10●歳の女性。 心不全後の廃用症候群 全盲
長女、次女夫婦と同居されており、娘2人が介護されている。訪問入浴、訪問看護、訪問リハビリ利用されている。
訪問リハビリでは、入浴、オムツ交換時の介助負担の軽減を目的に依頼をうけましたが、以前は伝い歩きで食堂を往復、ベッド脇のポータブルトイレを介助下で使用出来ていたとのことですが、依頼時はベッド上寝たきりの状態でした。もう一度食堂でみんなと食事がしたいという希望もあり、週1回の訪問リハビリにて、ベッド端座位練習を実施。

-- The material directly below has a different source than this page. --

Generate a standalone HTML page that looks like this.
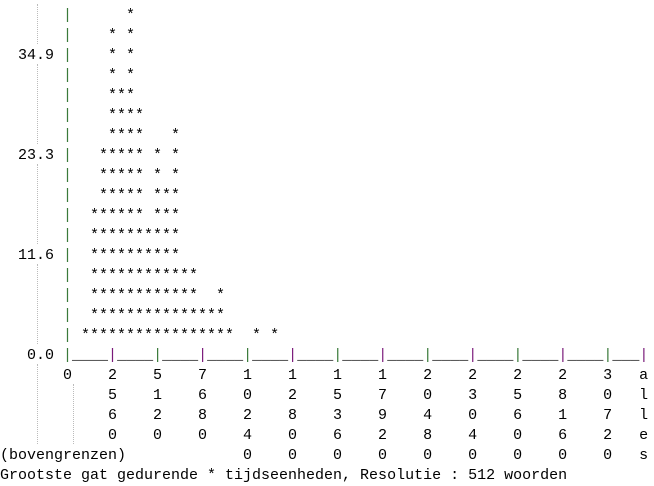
<!DOCTYPE html>
<html><head><meta charset="utf-8"><style>
html,body{margin:0;padding:0;background:#fff;width:654px;height:486px;overflow:hidden;position:relative}
pre{position:absolute;left:0;top:6px;margin:0;font-family:"Liberation Mono","Courier New",monospace;font-size:15px;line-height:20px;color:#000}
.g{color:#3a7a3a}.p{color:#7a1a7a}
.d{position:absolute;width:0;border-left:1px dotted #bbb}
</style></head><body>
<div class="d" style="left:37px;top:4px;height:40px"></div>
<div class="d" style="left:37px;top:64px;height:80px"></div>
<div class="d" style="left:37px;top:164px;height:80px"></div>
<div class="d" style="left:37px;top:264px;height:80px"></div>
<div class="d" style="left:37px;top:364px;height:80px"></div>
<div class="d" style="left:73px;top:384px;height:60px"></div>
<pre>       <span class="g">|</span>      *
       <span class="g">|</span>    * *
  34.9 <span class="g">|</span>    * *
       <span class="g">|</span>    * *
       <span class="g">|</span>    ***
       <span class="g">|</span>    ****
       <span class="g">|</span>    ****   *
  23.3 <span class="g">|</span>   ***** * *
       <span class="g">|</span>   ***** * *
       <span class="g">|</span>   ***** ***
       <span class="g">|</span>  ****** ***
       <span class="g">|</span>  **********
  11.6 <span class="g">|</span>  **********
       <span class="g">|</span>  ************
       <span class="g">|</span>  ************  *
       <span class="g">|</span>  ***************
       <span class="g">|</span> *****************  * *
   0.0 <span class="g">|</span>____<span class="p">|</span>____<span class="g">|</span>____<span class="p">|</span>____<span class="g">|</span>____<span class="p">|</span>____<span class="g">|</span>____<span class="p">|</span>____<span class="g">|</span>____<span class="p">|</span>____<span class="g">|</span>____<span class="p">|</span>____<span class="g">|</span>___<span class="p">|</span>
       0    2    5    7    1    1    1    1    2    2    2    2    3   a
            5    1    6    0    2    5    7    0    3    5    8    0   l
            6    2    8    2    8    3    9    4    0    6    1    7   l
            0    0    0    4    0    6    2    8    4    0    6    2   e
(bovengrenzen)             0    0    0    0    0    0    0    0    0   s
Grootste gat gedurende * tijdseenheden, Resolutie : 512 woorden</pre>
</body></html>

起き上がりは介助が必要だったが、端座位は独力で保持可能となってきました。もう一度座れたことで、ご本人、ご家族喜ばれ、笑顔がみられる。その日の体調に合わせ端座位練習を行っている。今年9月に103歳の誕生日をご自宅で迎えられた。




エピソード・5・穏やかな日々・・そして最期


脳梗塞後遺症、以前に腰椎圧迫骨折をされている方。認知症の妻との二人暮らし。長男夫婦は大阪に、二男夫婦は隣の市におられ時折、次男のお嫁さんは様子を見に来られていました。長男夫婦は毎週末には帰省され、薬の管理等行っておられた。訪問リハビリ開始時は、菊作りが趣味で菊作りやハウスでの活動を行ないやすいように関わってきました。右片麻痺でしたが、菊作りや畑の仕事を行ううちに右上肢の機能の向上もみられ、右上肢ではさみを握れるようになられました。毎年、季節ごとにはバーベキューやご飯会、外出などされそれを楽しみにされていた。転倒や徐々に加齢とともに腰部の痛みが強くなり、歩行能力の低下も見られてきた。腰部の痛みはありながらも、前輪付き歩行器や車椅子を使用しながら、屋内もなんとか独力で移動可能でした。しだいに菊作りはやめられたが、畑仕事は行いたいと屋外への出入りの環境も調整していました。少しづつ屋外へ出ることは減ったが、調子の良い日には散歩や畑に出かけたりとされていた。車いすでも縁側から出られるように、踊り場とスロープを作製され、初めてスロープを使用し屋外へ出られ、ご家族で穏やかに過ごされた翌日の朝に最期を迎えられました。




直接看取りの時に、かかわることはなくのですが、その時まで・・訪問リハビリとして・・本人・家族・・さまさまな思いを支えていきたいと思います。